§ **Written problem**: Give back a single number, the count of lines containing the word "this".
============================================================
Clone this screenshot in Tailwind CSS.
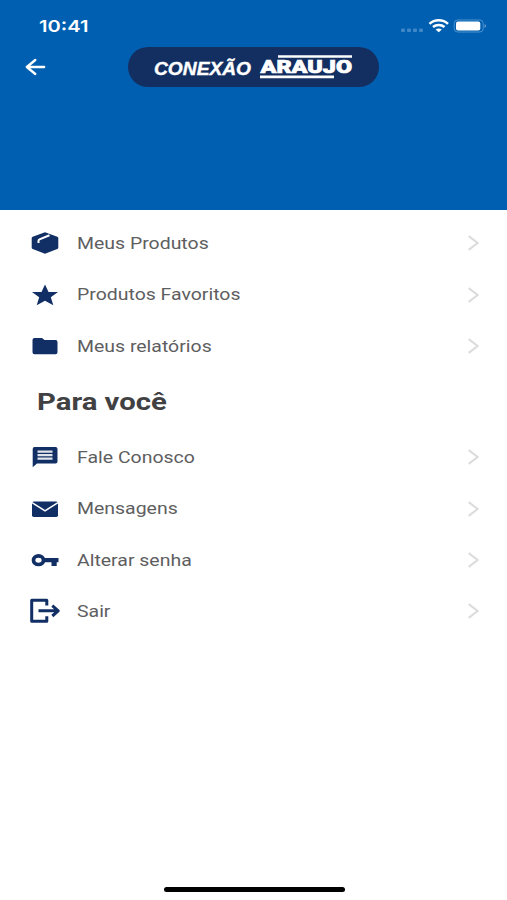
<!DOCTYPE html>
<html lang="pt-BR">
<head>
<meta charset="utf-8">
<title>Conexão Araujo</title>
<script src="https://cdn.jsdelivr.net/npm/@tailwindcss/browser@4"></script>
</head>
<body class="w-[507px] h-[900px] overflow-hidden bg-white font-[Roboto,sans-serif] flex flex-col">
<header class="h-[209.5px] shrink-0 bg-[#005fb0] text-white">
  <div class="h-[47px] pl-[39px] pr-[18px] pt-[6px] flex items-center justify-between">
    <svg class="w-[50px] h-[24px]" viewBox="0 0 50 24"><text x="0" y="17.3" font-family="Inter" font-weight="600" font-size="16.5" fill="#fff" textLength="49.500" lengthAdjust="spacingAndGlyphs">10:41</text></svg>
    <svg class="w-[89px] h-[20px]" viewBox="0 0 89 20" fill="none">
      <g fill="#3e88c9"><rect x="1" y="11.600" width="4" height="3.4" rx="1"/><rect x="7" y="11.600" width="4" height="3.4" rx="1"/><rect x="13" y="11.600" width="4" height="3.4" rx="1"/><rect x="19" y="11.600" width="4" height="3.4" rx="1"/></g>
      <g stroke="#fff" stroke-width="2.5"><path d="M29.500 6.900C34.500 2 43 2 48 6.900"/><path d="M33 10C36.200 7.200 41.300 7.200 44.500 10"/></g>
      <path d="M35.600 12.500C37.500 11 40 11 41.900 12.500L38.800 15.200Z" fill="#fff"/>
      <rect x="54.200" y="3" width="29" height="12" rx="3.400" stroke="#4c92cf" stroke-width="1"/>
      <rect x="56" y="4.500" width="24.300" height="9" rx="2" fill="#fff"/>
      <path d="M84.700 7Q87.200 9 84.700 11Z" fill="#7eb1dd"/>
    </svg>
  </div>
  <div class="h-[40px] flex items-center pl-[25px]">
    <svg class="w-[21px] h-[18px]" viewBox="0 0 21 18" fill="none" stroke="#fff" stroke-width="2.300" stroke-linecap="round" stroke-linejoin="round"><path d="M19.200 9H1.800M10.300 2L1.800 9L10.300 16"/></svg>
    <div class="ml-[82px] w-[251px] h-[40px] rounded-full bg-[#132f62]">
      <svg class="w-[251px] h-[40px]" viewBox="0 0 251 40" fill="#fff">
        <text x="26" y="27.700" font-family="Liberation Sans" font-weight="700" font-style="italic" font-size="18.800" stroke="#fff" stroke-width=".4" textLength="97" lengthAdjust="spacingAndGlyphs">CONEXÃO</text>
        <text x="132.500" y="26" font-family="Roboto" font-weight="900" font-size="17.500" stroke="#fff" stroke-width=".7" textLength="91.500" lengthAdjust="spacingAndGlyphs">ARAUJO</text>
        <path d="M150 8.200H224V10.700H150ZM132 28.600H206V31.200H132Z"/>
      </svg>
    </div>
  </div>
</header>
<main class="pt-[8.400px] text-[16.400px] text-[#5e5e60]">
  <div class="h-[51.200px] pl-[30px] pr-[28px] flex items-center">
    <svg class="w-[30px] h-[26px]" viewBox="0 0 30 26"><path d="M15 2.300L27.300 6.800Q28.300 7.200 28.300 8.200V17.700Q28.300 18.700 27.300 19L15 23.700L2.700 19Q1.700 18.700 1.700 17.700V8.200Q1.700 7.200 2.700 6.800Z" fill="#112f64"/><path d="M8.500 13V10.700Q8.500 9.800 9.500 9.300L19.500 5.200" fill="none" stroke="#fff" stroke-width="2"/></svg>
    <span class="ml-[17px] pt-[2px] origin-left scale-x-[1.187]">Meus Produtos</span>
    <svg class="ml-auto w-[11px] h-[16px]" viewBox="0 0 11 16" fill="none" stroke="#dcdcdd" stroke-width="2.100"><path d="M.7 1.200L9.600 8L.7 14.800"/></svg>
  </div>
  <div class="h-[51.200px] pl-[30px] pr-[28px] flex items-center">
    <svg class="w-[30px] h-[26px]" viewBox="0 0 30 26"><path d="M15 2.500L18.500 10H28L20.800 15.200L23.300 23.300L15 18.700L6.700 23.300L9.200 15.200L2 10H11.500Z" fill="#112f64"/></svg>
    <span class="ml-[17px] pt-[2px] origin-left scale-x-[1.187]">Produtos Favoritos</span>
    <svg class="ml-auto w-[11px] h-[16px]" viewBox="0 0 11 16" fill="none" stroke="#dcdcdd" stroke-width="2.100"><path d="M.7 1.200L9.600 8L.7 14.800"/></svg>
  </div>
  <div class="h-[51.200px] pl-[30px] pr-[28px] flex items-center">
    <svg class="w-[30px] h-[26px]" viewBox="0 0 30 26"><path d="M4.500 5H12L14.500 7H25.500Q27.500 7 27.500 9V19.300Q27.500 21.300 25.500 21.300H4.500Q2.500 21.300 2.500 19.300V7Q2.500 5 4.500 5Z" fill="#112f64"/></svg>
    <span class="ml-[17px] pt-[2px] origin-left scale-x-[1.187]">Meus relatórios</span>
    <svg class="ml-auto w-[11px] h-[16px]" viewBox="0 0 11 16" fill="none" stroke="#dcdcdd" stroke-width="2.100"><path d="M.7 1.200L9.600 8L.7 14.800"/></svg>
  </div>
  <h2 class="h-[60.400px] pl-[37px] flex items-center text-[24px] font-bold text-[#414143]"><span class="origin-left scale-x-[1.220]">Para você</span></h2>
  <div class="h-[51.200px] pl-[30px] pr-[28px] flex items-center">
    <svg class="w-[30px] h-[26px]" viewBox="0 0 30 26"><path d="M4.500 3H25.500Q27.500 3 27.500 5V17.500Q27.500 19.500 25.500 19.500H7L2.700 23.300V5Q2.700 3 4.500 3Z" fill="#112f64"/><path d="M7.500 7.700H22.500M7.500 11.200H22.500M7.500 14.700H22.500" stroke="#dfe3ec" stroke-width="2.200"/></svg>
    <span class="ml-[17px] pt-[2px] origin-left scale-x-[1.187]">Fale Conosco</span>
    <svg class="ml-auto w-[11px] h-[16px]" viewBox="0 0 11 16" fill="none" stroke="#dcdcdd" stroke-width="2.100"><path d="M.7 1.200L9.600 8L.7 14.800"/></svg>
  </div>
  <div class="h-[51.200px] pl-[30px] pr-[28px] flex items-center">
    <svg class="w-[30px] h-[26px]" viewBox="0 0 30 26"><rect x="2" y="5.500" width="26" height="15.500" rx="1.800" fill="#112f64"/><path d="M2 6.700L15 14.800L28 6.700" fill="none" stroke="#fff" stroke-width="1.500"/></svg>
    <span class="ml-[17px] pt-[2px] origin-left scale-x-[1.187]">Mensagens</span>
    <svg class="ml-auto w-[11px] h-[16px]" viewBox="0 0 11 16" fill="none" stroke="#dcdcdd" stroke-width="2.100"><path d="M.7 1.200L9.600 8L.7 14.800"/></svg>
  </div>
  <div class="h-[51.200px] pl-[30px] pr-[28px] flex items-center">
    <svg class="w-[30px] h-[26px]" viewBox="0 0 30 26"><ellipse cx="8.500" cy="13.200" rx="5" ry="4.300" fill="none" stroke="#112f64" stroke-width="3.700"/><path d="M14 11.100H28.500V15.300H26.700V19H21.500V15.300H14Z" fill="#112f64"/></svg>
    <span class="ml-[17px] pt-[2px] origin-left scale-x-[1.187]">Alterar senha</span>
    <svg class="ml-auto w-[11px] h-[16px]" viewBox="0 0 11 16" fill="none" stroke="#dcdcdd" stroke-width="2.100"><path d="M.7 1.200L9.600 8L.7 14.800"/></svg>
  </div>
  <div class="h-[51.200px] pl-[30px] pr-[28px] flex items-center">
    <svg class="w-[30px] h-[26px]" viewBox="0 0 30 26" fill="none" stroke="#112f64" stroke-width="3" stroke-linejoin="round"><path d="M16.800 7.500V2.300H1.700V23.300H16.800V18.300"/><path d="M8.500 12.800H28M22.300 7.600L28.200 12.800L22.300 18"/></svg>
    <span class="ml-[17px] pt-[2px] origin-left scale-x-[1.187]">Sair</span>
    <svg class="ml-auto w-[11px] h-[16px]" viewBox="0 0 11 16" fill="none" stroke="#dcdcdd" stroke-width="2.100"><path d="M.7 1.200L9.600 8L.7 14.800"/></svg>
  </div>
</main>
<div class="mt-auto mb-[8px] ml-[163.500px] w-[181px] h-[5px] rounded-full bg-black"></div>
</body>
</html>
============================================================
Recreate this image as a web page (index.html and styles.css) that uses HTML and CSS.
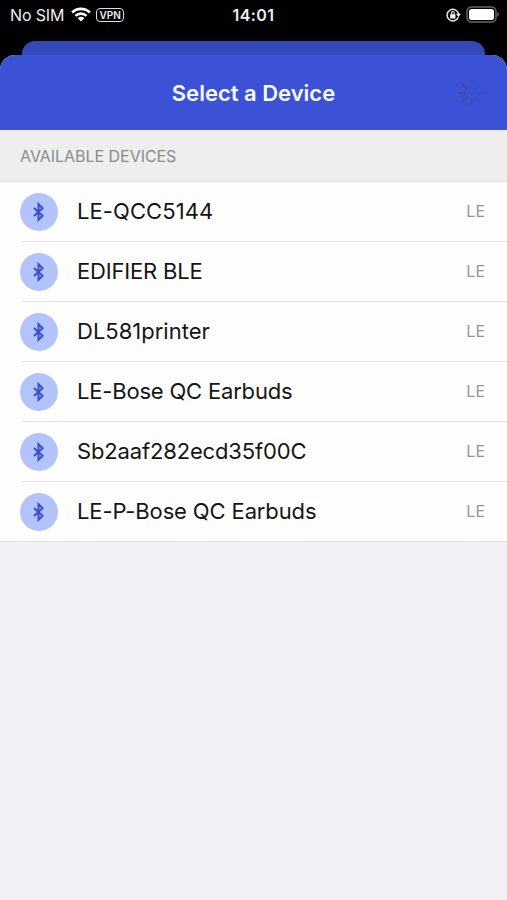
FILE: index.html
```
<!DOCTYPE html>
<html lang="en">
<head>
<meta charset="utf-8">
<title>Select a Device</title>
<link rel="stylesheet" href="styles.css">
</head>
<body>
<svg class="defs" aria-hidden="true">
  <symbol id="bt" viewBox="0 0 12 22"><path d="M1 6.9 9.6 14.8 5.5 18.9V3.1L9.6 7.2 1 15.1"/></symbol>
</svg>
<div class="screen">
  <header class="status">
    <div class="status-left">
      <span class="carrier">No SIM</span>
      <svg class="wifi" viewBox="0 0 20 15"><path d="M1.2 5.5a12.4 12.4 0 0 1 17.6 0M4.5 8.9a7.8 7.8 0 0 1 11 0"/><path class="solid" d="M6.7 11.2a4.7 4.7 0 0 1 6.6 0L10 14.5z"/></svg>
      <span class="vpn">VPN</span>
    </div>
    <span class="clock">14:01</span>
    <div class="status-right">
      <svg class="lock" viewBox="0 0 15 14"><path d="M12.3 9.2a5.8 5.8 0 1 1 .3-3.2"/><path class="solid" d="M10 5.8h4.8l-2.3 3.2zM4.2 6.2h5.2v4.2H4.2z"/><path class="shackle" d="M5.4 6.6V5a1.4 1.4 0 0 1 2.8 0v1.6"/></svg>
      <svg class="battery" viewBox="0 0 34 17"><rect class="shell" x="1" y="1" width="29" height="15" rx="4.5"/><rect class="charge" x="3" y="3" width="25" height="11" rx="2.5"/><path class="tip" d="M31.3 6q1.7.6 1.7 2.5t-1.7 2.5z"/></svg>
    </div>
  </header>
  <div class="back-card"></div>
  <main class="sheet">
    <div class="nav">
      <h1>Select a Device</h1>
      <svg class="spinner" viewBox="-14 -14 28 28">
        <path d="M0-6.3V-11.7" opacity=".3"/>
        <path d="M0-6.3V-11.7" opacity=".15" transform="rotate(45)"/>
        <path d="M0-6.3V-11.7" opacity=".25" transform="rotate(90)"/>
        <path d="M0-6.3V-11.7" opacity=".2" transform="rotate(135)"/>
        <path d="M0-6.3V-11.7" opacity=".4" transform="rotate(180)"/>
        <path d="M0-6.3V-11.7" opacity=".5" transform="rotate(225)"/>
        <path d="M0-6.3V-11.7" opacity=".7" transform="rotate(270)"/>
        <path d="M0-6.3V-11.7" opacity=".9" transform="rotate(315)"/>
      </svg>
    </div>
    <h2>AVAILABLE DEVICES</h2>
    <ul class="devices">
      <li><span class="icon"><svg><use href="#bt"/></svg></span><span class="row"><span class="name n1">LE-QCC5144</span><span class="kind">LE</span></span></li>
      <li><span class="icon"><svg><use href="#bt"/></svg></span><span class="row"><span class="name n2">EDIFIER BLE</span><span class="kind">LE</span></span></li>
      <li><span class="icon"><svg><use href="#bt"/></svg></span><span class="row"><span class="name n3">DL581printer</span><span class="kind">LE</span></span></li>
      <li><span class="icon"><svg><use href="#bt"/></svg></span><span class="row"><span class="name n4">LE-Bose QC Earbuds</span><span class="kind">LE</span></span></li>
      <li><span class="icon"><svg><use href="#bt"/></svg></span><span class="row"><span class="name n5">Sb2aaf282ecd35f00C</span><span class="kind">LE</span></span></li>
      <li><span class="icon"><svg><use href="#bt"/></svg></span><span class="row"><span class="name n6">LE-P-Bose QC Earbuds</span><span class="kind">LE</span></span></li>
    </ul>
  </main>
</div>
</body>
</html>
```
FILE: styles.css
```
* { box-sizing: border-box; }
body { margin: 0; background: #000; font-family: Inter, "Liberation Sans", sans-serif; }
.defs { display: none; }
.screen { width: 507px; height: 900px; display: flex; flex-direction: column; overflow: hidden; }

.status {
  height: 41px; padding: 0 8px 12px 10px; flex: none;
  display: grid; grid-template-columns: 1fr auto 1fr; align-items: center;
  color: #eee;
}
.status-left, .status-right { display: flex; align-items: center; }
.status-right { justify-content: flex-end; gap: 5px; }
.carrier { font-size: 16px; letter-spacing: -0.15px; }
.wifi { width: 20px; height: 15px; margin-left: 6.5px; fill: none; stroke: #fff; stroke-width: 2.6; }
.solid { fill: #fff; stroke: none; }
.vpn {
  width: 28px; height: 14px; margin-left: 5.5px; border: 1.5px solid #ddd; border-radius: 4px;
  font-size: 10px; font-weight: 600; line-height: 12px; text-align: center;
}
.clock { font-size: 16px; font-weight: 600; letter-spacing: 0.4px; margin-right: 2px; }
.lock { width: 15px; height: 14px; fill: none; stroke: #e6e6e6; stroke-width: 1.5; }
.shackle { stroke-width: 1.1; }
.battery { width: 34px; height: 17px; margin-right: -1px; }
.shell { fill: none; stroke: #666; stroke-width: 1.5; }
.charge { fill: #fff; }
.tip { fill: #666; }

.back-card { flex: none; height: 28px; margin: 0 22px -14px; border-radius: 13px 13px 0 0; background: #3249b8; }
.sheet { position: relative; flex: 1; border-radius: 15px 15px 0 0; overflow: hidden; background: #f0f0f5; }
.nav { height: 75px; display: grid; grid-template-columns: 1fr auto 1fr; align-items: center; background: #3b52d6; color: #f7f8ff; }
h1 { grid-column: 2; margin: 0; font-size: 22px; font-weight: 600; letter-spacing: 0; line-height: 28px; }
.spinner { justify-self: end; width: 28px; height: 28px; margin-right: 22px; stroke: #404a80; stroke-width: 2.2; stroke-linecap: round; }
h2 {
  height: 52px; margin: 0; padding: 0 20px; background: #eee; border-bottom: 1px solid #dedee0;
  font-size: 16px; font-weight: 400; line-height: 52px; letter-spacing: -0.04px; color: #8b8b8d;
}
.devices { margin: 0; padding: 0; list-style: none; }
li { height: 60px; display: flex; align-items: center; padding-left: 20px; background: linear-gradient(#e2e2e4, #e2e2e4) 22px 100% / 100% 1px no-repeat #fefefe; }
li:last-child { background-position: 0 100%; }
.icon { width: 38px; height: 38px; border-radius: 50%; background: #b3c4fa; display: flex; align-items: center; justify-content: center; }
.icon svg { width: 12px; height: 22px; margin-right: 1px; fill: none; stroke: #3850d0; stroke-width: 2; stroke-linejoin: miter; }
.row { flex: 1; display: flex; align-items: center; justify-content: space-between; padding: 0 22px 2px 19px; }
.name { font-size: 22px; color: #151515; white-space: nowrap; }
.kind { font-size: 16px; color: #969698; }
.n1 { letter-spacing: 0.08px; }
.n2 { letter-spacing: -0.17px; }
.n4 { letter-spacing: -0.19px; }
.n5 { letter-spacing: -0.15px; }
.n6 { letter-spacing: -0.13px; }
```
============================================================
§ **The reply**: 2